Вопрос, уже раз десять бывший у меня на языке, теперь был высказал мною. Вопрос касался того, на что в мое время смотрели, как на самое существенное затруднение для разрешения промышленной проблемы.
— Странное дело, — заметил я, — что вы до сих пор не сказали еще ни слова о способе определения вознаграждения. Раз, что нация является единственным хозяином, правительство должно определять размер вознаграждения и определить точно, сколько именно каждому потребно зарабатывать, начиная от докторов и кончая рудокопами. Всё, что я могу сказать, — ничего подобного не могло быть применено у нас, и я не понимаю, как это может быть осуществимо в настоящее время, если только не изменилась человеческая природа. В мое время никто не был доволен своим вознаграждением или окладом.
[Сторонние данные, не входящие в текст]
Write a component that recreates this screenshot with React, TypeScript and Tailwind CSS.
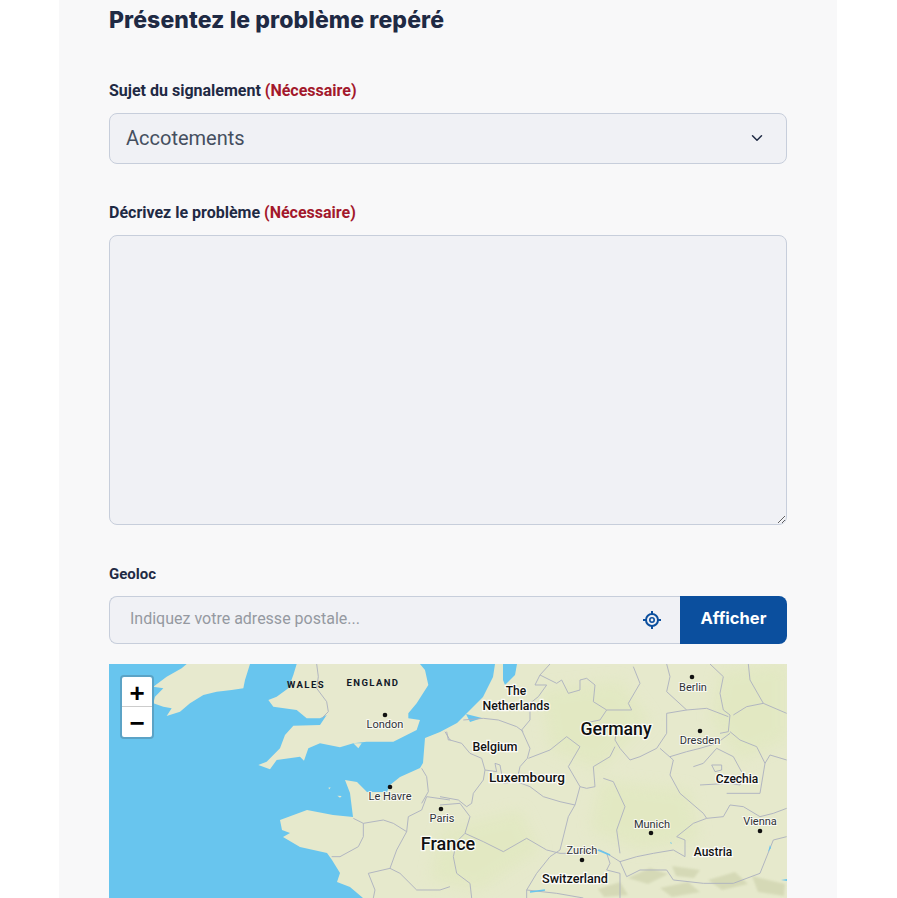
import { ChevronDown } from 'lucide-react';

const CITIES: { x: number; y: number; name: string; lx: number; ly: number }[] = [
  { x: 385, y: 715, name: 'London', lx: 385, ly: 728 },
  { x: 390, y: 787, name: 'Le Havre', lx: 390, ly: 800 },
  { x: 441, y: 809, name: 'Paris', lx: 442, ly: 822 },
  { x: 692, y: 677, name: 'Berlin', lx: 693, ly: 691 },
  { x: 700, y: 731, name: 'Dresden', lx: 700, ly: 744 },
  { x: 651, y: 833, name: 'Munich', lx: 652, ly: 828 },
  { x: 760, y: 831, name: 'Vienna', lx: 760, ly: 825 },
  { x: 582, y: 860, name: 'Zurich', lx: 582, ly: 854 },
];

const COUNTRIES: { name: string; x: number; y: number; size: number }[] = [
  { name: 'The', x: 516, y: 695, size: 12 },
  { name: 'Netherlands', x: 516, y: 710, size: 12.3 },
  { name: 'Belgium', x: 495, y: 751, size: 12.3 },
  { name: 'Luxembourg', x: 527, y: 782, size: 13.6 },
  { name: 'Germany', x: 616, y: 735, size: 17.7 },
  { name: 'Czechia', x: 737, y: 783, size: 12 },
  { name: 'France', x: 448, y: 850, size: 18 },
  { name: 'Austria', x: 713, y: 856, size: 12 },
  { name: 'Switzerland', x: 575, y: 883, size: 12.6 },
];

// traced on the west half of the map
const WEST_BORDERS = [
  '650,12 655,50 650,85 680,125 685,155 665,175',
  '760,475 790,490 850,480 880,490 920,515 925,470 965,450 980,410 1050,420',
  '965,430 985,395 980,350 965,325',
  '790,490 790,530 775,560 720,590 695,590',
  '920,515 890,570 870,625 805,640 825,690 820,714',
  '870,625 900,640 950,690 1020,690 1050,680',
  '1040,215 1045,240 1052,240',
];

// traced on the east half of the map
const EAST_BORDERS = [
  '300,45 285,75 320,75 295,110 270,130 270,180 245,210 270,265 262,295 240,320 230,365 270,380 310,410 360,425 405,435 385,470 360,570 330,590 290,640 260,690 260,714',
  '70,180 130,175 175,180 230,200 250,215',
  '15,215 30,240 65,250 90,280 125,295 135,330 170,335 165,310 180,315 190,370 230,365',
  '135,330 130,360 100,400 95,430 80,440 55,420 0,410',
  '0,435 60,430 90,470 75,520 50,545 40,590 50,640 90,670 95,714',
  '75,520 130,545 190,575 260,535 320,570 360,580',
  '405,435 420,380 385,320 420,260 380,230 330,270 265,295',
  '300,45 330,12',
  '300,45 350,70 365,60 385,100 420,90 420,60 440,55 465,75 460,125 500,150 480,180 430,190',
  '580,20 600,70 565,130 575,150 500,150',
  '680,12 690,50 680,95 740,150 680,160 680,220 650,265 600,290 570,300 540,265 525,240 530,210',
  '525,260 510,290 460,320 465,380 440,385 420,380',
  '490,355 520,365 555,440 530,510 540,580',
  '810,12 850,50 840,100 850,150 870,165 865,215 840,220',
  '865,170 800,145 740,150',
  '870,215 900,240 950,260 975,310 990,285 1040,300',
  '660,265 700,300 690,345 720,400 790,460 800,475 850,470 870,435 910,440 960,470 1000,460 1040,445',
  '690,290 740,275 780,265 830,250 870,220',
  '760,320 790,310 830,265 880,290 910,345 900,375 870,370 780,375',
  '800,475 760,490 710,530 735,540 735,590 700,570 640,580 590,590 540,605 500,580 480,570 395,580 360,580',
  '540,605 560,650 600,630 680,630 700,660 790,670 880,670 960,640 1000,540 1040,530',
  '500,580 510,610 500,630 540,640 540,714',
  '260,690 350,700 430,714',
  '925,12 930,60 970,130 920,140 880,165',
  '970,130 1040,160',
  '860,400 960,400 975,310',
  '815,315 845,315 845,330 825,335 815,315',
];

function MapDrawing() {
  return (
    <svg viewBox="109 664 678 234" className="block w-full h-full" role="img">
      <defs>
        <filter id="soft">
          <feGaussianBlur stdDeviation="7" />
        </filter>
        <filter id="relief">
          <feGaussianBlur stdDeviation="1.2" />
        </filter>
      </defs>
      <rect x="109" y="664" width="678" height="234" fill="#68c5ee" />
      <g transform="translate(100 660) scale(0.33333)" fill="#e7e9ce">
        {/* Ireland */}
        <polygon points="450,12 435,60 430,85 395,90 350,95 310,105 270,130 240,155 200,168 215,145 190,140 160,130 165,110 190,85 160,80 200,50 245,25 260,12" />
        {/* Great Britain */}
        <polygon points="590,12 580,45 565,85 530,110 505,120 520,140 590,150 620,175 660,175 680,165 660,195 580,197 555,225 540,265 500,305 475,315 510,328 530,300 600,290 612,302 625,265 660,250 720,262 760,250 800,245 880,245 950,210 960,180 925,175 925,160 950,130 985,75 975,30 960,12" />
        <polygon points="760,250 785,250 775,265" />
        <polygon points="685,383 692,382 688,388" />
        <polygon points="712,407 725,408 720,413" />
      </g>
      {/* Continent */}
      <path
        d="M495 664L493 677L483 697L467 713L457 723L440 732L425 738L423 763L420 768L400 777L390 785L387 792L367 792L357 782L345 780L350 793L353 817L333 815L307 810L280 820L282 830L290 833L283 837L300 847L327 853L332 860L340 873L337 882L350 887L363 898L787 898L787 664Z"
        fill="#e6e9cc"
      />
      {/* IJsselmeer and delta */}
      <path d="M503 664L517 664L515 675L505 685L503 680Z" fill="#68c5ee" />
      <path d="M466 714L482 718L470 722Z" fill="#68c5ee" />
      {/* Green and relief patches */}
      <g fill="#e0e8bd" opacity="0.6" filter="url(#soft)">
        <path d="M540 690L620 680L650 720L600 770L550 750Z" />
        <path d="M600 780L690 790L700 840L640 850L590 830Z" />
        <path d="M440 830L520 810L540 850L480 890L430 880Z" />
        <path d="M720 670L787 664L787 740L740 760L710 720Z" />
      </g>
      <g fill="#cfd3ae" opacity="0.7" filter="url(#relief)">
        <path d="M628 878L650 868L668 874L648 884Z" />
        <path d="M672 866L700 870L694 878L676 876Z" />
        <path d="M660 888L688 882L700 892L672 897Z" />
        <path d="M708 880L735 872L748 884L722 890Z" />
        <path d="M598 889L620 882L628 895L604 897Z" />
        <path d="M752 876L785 884L784 896L758 892Z" />
      </g>
      <g transform="translate(440 660) scale(0.33333)" fill="none" stroke="#adb2bf" strokeWidth="2.8" strokeLinejoin="round">
        {EAST_BORDERS.map((p) => (
          <polyline key={p} points={p} />
        ))}
      </g>
      <g transform="translate(100 660) scale(0.33333)" fill="none" stroke="#adb2bf" strokeWidth="2.8" strokeLinejoin="round">
        {WEST_BORDERS.map((p) => (
          <polyline key={p} points={p} />
        ))}
      </g>
      {/* Lakes */}
      <path d="M598 850L610 855" stroke="#68c5ee" strokeWidth="1.5" fill="none" />
      <path d="M530 892L545 890" stroke="#68c5ee" strokeWidth="1.5" fill="none" />
      <path d="M670 842L672 843L671 844Z M770 845L768 852L771 848Z M781 880L787 879L787 881Z" fill="#68c5ee" />
      <g fontFamily="'Roboto', sans-serif">
        <g fill="#111827" fontSize="9.5" fontWeight="700" letterSpacing="1.4" textAnchor="middle">
          <text x="306" y="688">WALES</text>
          <text x="373" y="686">ENGLAND</text>
        </g>
        {CITIES.map((c) => (
          <g key={c.name}>
            <circle cx={c.x} cy={c.y} r="2.3" fill="#111" />
            <text
              x={c.lx}
              y={c.ly}
              fontSize="11"
              fill="#2f3237"
              textAnchor="middle"
              stroke="#fff"
              strokeWidth="2"
              strokeOpacity="0.75"
              paintOrder="stroke"
            >
              {c.name}
            </text>
          </g>
        ))}
        {COUNTRIES.map((c) => (
          <text
            key={c.name}
            x={c.x}
            y={c.y}
            fontSize={c.size}
            fontWeight="500"
            fill="#111"
            textAnchor="middle"
            stroke="#fff"
            strokeWidth="2.5"
            strokeOpacity="0.85"
            paintOrder="stroke"
          >
            {c.name}
          </text>
        ))}
      </g>
    </svg>
  );
}

function LocateIcon() {
  return (
    <svg width="20" height="20" viewBox="0 0 20 20" fill="none" stroke="#0b4f9e">
      <circle cx="10" cy="10" r="6" strokeWidth="2" />
      <circle cx="10" cy="10" r="2.2" strokeWidth="1.6" />
      <path d="M10 1v4M10 15v4M1 10h4M15 10h4" strokeWidth="2" />
    </svg>
  );
}

function Required() {
  return <span className="text-[#a3182c]">(Nécessaire)</span>;
}

export default function App() {
  return (
    <div className="h-[898px] overflow-hidden bg-white font-['Roboto',sans-serif]">
      <main className="ml-[59px] w-[778px] h-full bg-[#f8f8f9] px-[50px] pt-[5px]">
        <h2 className="font-['Inter',sans-serif] text-[23px] leading-[30px] font-extrabold tracking-[0.1px] text-[#1f2a44]">
          Présentez le problème repéré
        </h2>

        <label className="block mt-[46px] mb-[12px] text-[16px] leading-[20px] font-bold text-[#1f2a44]">
          Sujet du signalement <Required />
        </label>
        <div className="flex items-center justify-between h-[51px] pb-[2px] pl-[16px] pr-[20px] rounded-[8px] border border-[#c7cedb] bg-[#f0f1f5] text-[20px] text-[#454f5f]">
          <span>Accotements</span>
          <ChevronDown size={18} strokeWidth={2} className="text-[#1f2a44]" />
        </div>

        <label className="block mt-[39px] mb-[12px] text-[16px] leading-[20px] font-bold text-[#1f2a44]">
          Décrivez le problème <Required />
        </label>
        <textarea className="block w-full h-[290px] rounded-[8px] border border-[#c7cedb] bg-[#f0f1f5]" />

        <label className="block mt-[39px] mb-[12px] text-[15px] leading-[20px] font-bold text-[#1f2a44]">
          Geoloc
        </label>
        <div className="flex h-[48px]">
          <div className="flex flex-1 items-center justify-between pl-[20px] pr-[18px] rounded-l-[8px] border border-r-0 border-[#c7cedb] bg-[#f0f1f5]">
            <span className="pb-[3px] text-[16px] text-[#9599a1]">Indiquez votre adresse postale...</span>
            <LocateIcon />
          </div>
          <button className="w-[107px] pb-[4px] rounded-r-[8px] bg-[#0b4f9e] font-['Inter',sans-serif] text-[16.5px] font-bold text-white">
            Afficher
          </button>
        </div>

        <div className="relative mt-[20px] h-[234px] overflow-hidden">
          <MapDrawing />
          <div className="absolute left-[11px] top-[11px] rounded-[4px] border-2 border-[#5ba3c6] bg-white font-['Liberation_Sans',sans-serif] text-black">
            <div className="flex h-[30px] w-[30px] items-center justify-center pt-[2px] border-b border-[#cccccc] text-[26px] font-bold leading-none">
              +
            </div>
            <div className="flex h-[30px] w-[30px] items-center justify-center pt-[2px] text-[26px] font-bold leading-none">
              −
            </div>
          </div>
        </div>
      </main>
    </div>
  );
}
Даже сознавая, что получает достаточно, каждый был уверен, что сосед его имеет гораздо больше, и для него это было всё равно, что нож острый. Если бы общее недовольство по этому поводу, вместо того, чтобы разбрасываться в стачках и проклятиях по адресу бесчисленного множества хозяев, могло сосредоточиться на одном, именно, на правительстве, то самое сильное правительство, когда либо существовавшее в мире, не пережило бы и двух платных дней.
Доктор Лит расхохотался от души.
— Совершенно верно, совершенно верно, — сказал он, — за первым же днем расплаты, по всей вероятности, последовало бы всеобщее восстание, а восстание против правительства есть уже революция.
— Как же вы избегаете революции каждый раз в день раздачи жалованья? — спросил я. — Разве какой-нибудь удивительный философ изобрел новую систему счисления, удовлетворяющую всех при определении точной и сравнительной оценки всевозможного рода труда, мускулами или мозгами, рукой или языком, слухом или зрением? Или сама человеческая натура на столько изменилась, что никто не обращает внимания на свои собственные пожитки, и напротив того, — всякий заботится только об имуществе своего соседа? То или другое из этих явлений должно быть принято за объяснение.
— Ни того, ни другого, однако, не случилось, — смеясь отвечал мой хозяин. А теперь, мистер Вест, — продолжал он, — вы должны вспомнить, что вы столько же мой пациент, сколько и мой гость, и позволите мне прописать вам сон до нашей новой беседы. Уже более трех часов ночи.
— Мудрое предписание, в этом нет сомнения, — заметил я, — мало надежды, однако, что я могу исполнить его.
— Об этом уж я позабочусь, — возразил доктор. И он сдержал свое слово, предложив мне выпит рюмку чего-то такого, что усыпило меня, лишь только голова моя склонилась на подушку.